Material provided:

begin

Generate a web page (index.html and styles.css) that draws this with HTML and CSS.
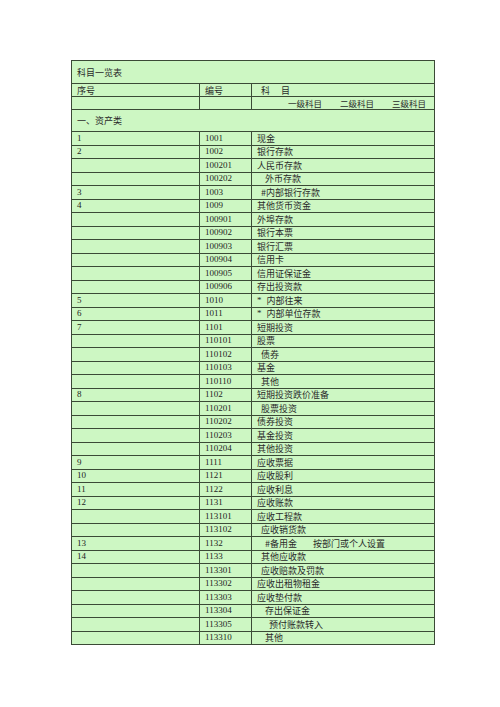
FILE: index.html
```html
<!DOCTYPE html>
<html lang="zh-CN">
<head>
<meta charset="utf-8">
<title>科目一览表</title>
<link rel="stylesheet" href="styles.css">
</head>
<body>
<div class="sheet">
  <div class="row full title"><div class="cell">科目一览表</div></div>
  <div class="row head"><div class="cell">序号</div><div class="cell">编号</div><div class="cell subject">科　 目</div></div>
  <div class="row head"><div class="cell"></div><div class="cell"></div><div class="cell levels"><span>一级科目</span><span>二级科目</span><span>三级科目</span></div></div>
  <div class="row full section"><div class="cell">一、资产类</div></div>

  <div class="row"><div class="cell num">1</div><div class="cell num">1001</div><div class="cell">现金</div></div>
  <div class="row"><div class="cell num">2</div><div class="cell num">1002</div><div class="cell">银行存款</div></div>
  <div class="row"><div class="cell num"></div><div class="cell num">100201</div><div class="cell">人民币存款</div></div>
  <div class="row"><div class="cell num"></div><div class="cell num">100202</div><div class="cell in2">外币存款</div></div>
  <div class="row"><div class="cell num">3</div><div class="cell num">1003</div><div class="cell in1">#内部银行存款</div></div>
  <div class="row"><div class="cell num">4</div><div class="cell num">1009</div><div class="cell">其他货币资金</div></div>
  <div class="row"><div class="cell num"></div><div class="cell num">100901</div><div class="cell">外埠存款</div></div>
  <div class="row"><div class="cell num"></div><div class="cell num">100902</div><div class="cell">银行本票</div></div>
  <div class="row"><div class="cell num"></div><div class="cell num">100903</div><div class="cell">银行汇票</div></div>
  <div class="row"><div class="cell num"></div><div class="cell num">100904</div><div class="cell">信用卡</div></div>
  <div class="row"><div class="cell num"></div><div class="cell num">100905</div><div class="cell">信用证保证金</div></div>
  <div class="row"><div class="cell num"></div><div class="cell num">100906</div><div class="cell">存出投资款</div></div>
  <div class="row"><div class="cell num">5</div><div class="cell num">1010</div><div class="cell"><span class="star">*</span>内部往来</div></div>
  <div class="row"><div class="cell num">6</div><div class="cell num">1011</div><div class="cell"><span class="star">*</span>内部单位存款</div></div>
  <div class="row"><div class="cell num">7</div><div class="cell num">1101</div><div class="cell">短期投资</div></div>
  <div class="row"><div class="cell num"></div><div class="cell num">110101</div><div class="cell">股票</div></div>
  <div class="row"><div class="cell num"></div><div class="cell num">110102</div><div class="cell in1">债券</div></div>
  <div class="row"><div class="cell num"></div><div class="cell num">110103</div><div class="cell">基金</div></div>
  <div class="row"><div class="cell num"></div><div class="cell num">110110</div><div class="cell in1">其他</div></div>
  <div class="row"><div class="cell num">8</div><div class="cell num">1102</div><div class="cell">短期投资跌价准备</div></div>
  <div class="row"><div class="cell num"></div><div class="cell num">110201</div><div class="cell in1">股票投资</div></div>
  <div class="row"><div class="cell num"></div><div class="cell num">110202</div><div class="cell">债券投资</div></div>
  <div class="row"><div class="cell num"></div><div class="cell num">110203</div><div class="cell">基金投资</div></div>
  <div class="row"><div class="cell num"></div><div class="cell num">110204</div><div class="cell">其他投资</div></div>
  <div class="row"><div class="cell num">9</div><div class="cell num">1111</div><div class="cell">应收票据</div></div>
  <div class="row"><div class="cell num">10</div><div class="cell num">1121</div><div class="cell">应收股利</div></div>
  <div class="row"><div class="cell num">11</div><div class="cell num">1122</div><div class="cell">应收利息</div></div>
  <div class="row"><div class="cell num">12</div><div class="cell num">1131</div><div class="cell">应收账款</div></div>
  <div class="row"><div class="cell num"></div><div class="cell num">113101</div><div class="cell">应收工程款</div></div>
  <div class="row"><div class="cell num"></div><div class="cell num">113102</div><div class="cell in1">应收销货款</div></div>
  <div class="row"><div class="cell num">13</div><div class="cell num">1132</div><div class="cell in2"><span class="reserve">#备用金</span>按部门或个人设置</div></div>
  <div class="row"><div class="cell num">14</div><div class="cell num">1133</div><div class="cell in1">其他应收款</div></div>
  <div class="row"><div class="cell num"></div><div class="cell num">113301</div><div class="cell in1">应收赔款及罚款</div></div>
  <div class="row"><div class="cell num"></div><div class="cell num">113302</div><div class="cell">应收出租物租金</div></div>
  <div class="row"><div class="cell num"></div><div class="cell num">113303</div><div class="cell">应收垫付款</div></div>
  <div class="row"><div class="cell num"></div><div class="cell num">113304</div><div class="cell in2">存出保证金</div></div>
  <div class="row"><div class="cell num"></div><div class="cell num">113305</div><div class="cell in3">预付账款转入</div></div>
  <div class="row"><div class="cell num"></div><div class="cell num">113310</div><div class="cell in2">其他</div></div>
</div>
</body>
</html>
```

FILE: styles.css
```css
html, body {
  margin: 0;
  padding: 0;
  background: #ffffff;
}

body {
  font-family: "Noto Sans CJK SC", "Liberation Serif", sans-serif;
  font-size: 9px;
  color: #2a2a2a;
}

.sheet {
  box-sizing: border-box;
  width: 364px;
  margin: 60px 0 0 71px;
  border: 1px solid #3b4a36;
  background: #cdf7c3;
}

.row {
  box-sizing: border-box;
  display: grid;
  grid-template-columns: 127px 52px 1fr;
  height: 13.5px;
  border-top: 1px solid #3b4a36;
}

.row:first-child {
  border-top: none;
}

.row.full {
  grid-template-columns: 1fr;
}

.row.title {
  height: 22px;
}

.row.head {
  height: 13px;
}

.row.section {
  height: 22px;
}

.cell {
  box-sizing: border-box;
  display: flex;
  align-items: center;
  padding-left: 5px;
  line-height: 1;
  white-space: pre;
  overflow: hidden;
}

.cell + .cell {
  border-left: 1px solid #3b4a36;
}

.num {
  font-family: "Liberation Serif", "Noto Sans CJK SC", serif;
  font-size: 9px;
  color: #1e1e1e;
}

.subject {
  padding-left: 9px;
}

.levels {
  justify-content: flex-end;
  padding-right: 8px;
  gap: 18px;
  font-size: 8.5px;
}

.in1 { padding-left: 9px; }
.in2 { padding-left: 13px; }
.in3 { padding-left: 17px; }

.star {
  font-family: "Liberation Serif", serif;
  margin-right: 5px;
}

.reserve {
  margin-right: 16px;
}
```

end

Exercise: Make an exact reproduction of the listing above, without any pictures.

Response for this exercise:
Generate a web page (index.html and styles.css) that draws this with HTML and CSS.
FILE: index.html
```html
<!DOCTYPE html>
<html lang="zh-CN">
<head>
<meta charset="utf-8">
<title>科目一览表</title>
<link rel="stylesheet" href="styles.css">
</head>
<body>
<div class="sheet">
  <div class="row full title"><div class="cell">科目一览表</div></div>
  <div class="row head"><div class="cell">序号</div><div class="cell">编号</div><div class="cell subject">科　 目</div></div>
  <div class="row head"><div class="cell"></div><div class="cell"></div><div class="cell levels"><span>一级科目</span><span>二级科目</span><span>三级科目</span></div></div>
  <div class="row full section"><div class="cell">一、资产类</div></div>

  <div class="row"><div class="cell num">1</div><div class="cell num">1001</div><div class="cell">现金</div></div>
  <div class="row"><div class="cell num">2</div><div class="cell num">1002</div><div class="cell">银行存款</div></div>
  <div class="row"><div class="cell num"></div><div class="cell num">100201</div><div class="cell">人民币存款</div></div>
  <div class="row"><div class="cell num"></div><div class="cell num">100202</div><div class="cell in2">外币存款</div></div>
  <div class="row"><div class="cell num">3</div><div class="cell num">1003</div><div class="cell in1">#内部银行存款</div></div>
  <div class="row"><div class="cell num">4</div><div class="cell num">1009</div><div class="cell">其他货币资金</div></div>
  <div class="row"><div class="cell num"></div><div class="cell num">100901</div><div class="cell">外埠存款</div></div>
  <div class="row"><div class="cell num"></div><div class="cell num">100902</div><div class="cell">银行本票</div></div>
  <div class="row"><div class="cell num"></div><div class="cell num">100903</div><div class="cell">银行汇票</div></div>
  <div class="row"><div class="cell num"></div><div class="cell num">100904</div><div class="cell">信用卡</div></div>
  <div class="row"><div class="cell num"></div><div class="cell num">100905</div><div class="cell">信用证保证金</div></div>
  <div class="row"><div class="cell num"></div><div class="cell num">100906</div><div class="cell">存出投资款</div></div>
  <div class="row"><div class="cell num">5</div><div class="cell num">1010</div><div class="cell"><span class="star">*</span>内部往来</div></div>
  <div class="row"><div class="cell num">6</div><div class="cell num">1011</div><div class="cell"><span class="star">*</span>内部单位存款</div></div>
  <div class="row"><div class="cell num">7</div><div class="cell num">1101</div><div class="cell">短期投资</div></div>
  <div class="row"><div class="cell num"></div><div class="cell num">110101</div><div class="cell">股票</div></div>
  <div class="row"><div class="cell num"></div><div class="cell num">110102</div><div class="cell in1">债券</div></div>
  <div class="row"><div class="cell num"></div><div class="cell num">110103</div><div class="cell">基金</div></div>
  <div class="row"><div class="cell num"></div><div class="cell num">110110</div><div class="cell in1">其他</div></div>
  <div class="row"><div class="cell num">8</div><div class="cell num">1102</div><div class="cell">短期投资跌价准备</div></div>
  <div class="row"><div class="cell num"></div><div class="cell num">110201</div><div class="cell in1">股票投资</div></div>
  <div class="row"><div class="cell num"></div><div class="cell num">110202</div><div class="cell">债券投资</div></div>
  <div class="row"><div class="cell num"></div><div class="cell num">110203</div><div class="cell">基金投资</div></div>
  <div class="row"><div class="cell num"></div><div class="cell num">110204</div><div class="cell">其他投资</div></div>
  <div class="row"><div class="cell num">9</div><div class="cell num">1111</div><div class="cell">应收票据</div></div>
  <div class="row"><div class="cell num">10</div><div class="cell num">1121</div><div class="cell">应收股利</div></div>
  <div class="row"><div class="cell num">11</div><div class="cell num">1122</div><div class="cell">应收利息</div></div>
  <div class="row"><div class="cell num">12</div><div class="cell num">1131</div><div class="cell">应收账款</div></div>
  <div class="row"><div class="cell num"></div><div class="cell num">113101</div><div class="cell">应收工程款</div></div>
  <div class="row"><div class="cell num"></div><div class="cell num">113102</div><div class="cell in1">应收销货款</div></div>
  <div class="row"><div class="cell num">13</div><div class="cell num">1132</div><div class="cell in2"><span class="reserve">#备用金</span>按部门或个人设置</div></div>
  <div class="row"><div class="cell num">14</div><div class="cell num">1133</div><div class="cell in1">其他应收款</div></div>
  <div class="row"><div class="cell num"></div><div class="cell num">113301</div><div class="cell in1">应收赔款及罚款</div></div>
  <div class="row"><div class="cell num"></div><div class="cell num">113302</div><div class="cell">应收出租物租金</div></div>
  <div class="row"><div class="cell num"></div><div class="cell num">113303</div><div class="cell">应收垫付款</div></div>
  <div class="row"><div class="cell num"></div><div class="cell num">113304</div><div class="cell in2">存出保证金</div></div>
  <div class="row"><div class="cell num"></div><div class="cell num">113305</div><div class="cell in3">预付账款转入</div></div>
  <div class="row"><div class="cell num"></div><div class="cell num">113310</div><div class="cell in2">其他</div></div>
</div>
</body>
</html>
```

FILE: styles.css
```css
html, body {
  margin: 0;
  padding: 0;
  background: #ffffff;
}

body {
  font-family: "Noto Sans CJK SC", "Liberation Serif", sans-serif;
  font-size: 9px;
  color: #2a2a2a;
}

.sheet {
  box-sizing: border-box;
  width: 364px;
  margin: 60px 0 0 71px;
  border: 1px solid #3b4a36;
  background: #cdf7c3;
}

.row {
  box-sizing: border-box;
  display: grid;
  grid-template-columns: 127px 52px 1fr;
  height: 13.5px;
  border-top: 1px solid #3b4a36;
}

.row:first-child {
  border-top: none;
}

.row.full {
  grid-template-columns: 1fr;
}

.row.title {
  height: 22px;
}

.row.head {
  height: 13px;
}

.row.section {
  height: 22px;
}

.cell {
  box-sizing: border-box;
  display: flex;
  align-items: center;
  padding-left: 5px;
  line-height: 1;
  white-space: pre;
  overflow: hidden;
}

.cell + .cell {
  border-left: 1px solid #3b4a36;
}

.num {
  font-family: "Liberation Serif", "Noto Sans CJK SC", serif;
  font-size: 9px;
  color: #1e1e1e;
}

.subject {
  padding-left: 9px;
}

.levels {
  justify-content: flex-end;
  padding-right: 8px;
  gap: 18px;
  font-size: 8.5px;
}

.in1 { padding-left: 9px; }
.in2 { padding-left: 13px; }
.in3 { padding-left: 17px; }

.star {
  font-family: "Liberation Serif", serif;
  margin-right: 5px;
}

.reserve {
  margin-right: 16px;
}
```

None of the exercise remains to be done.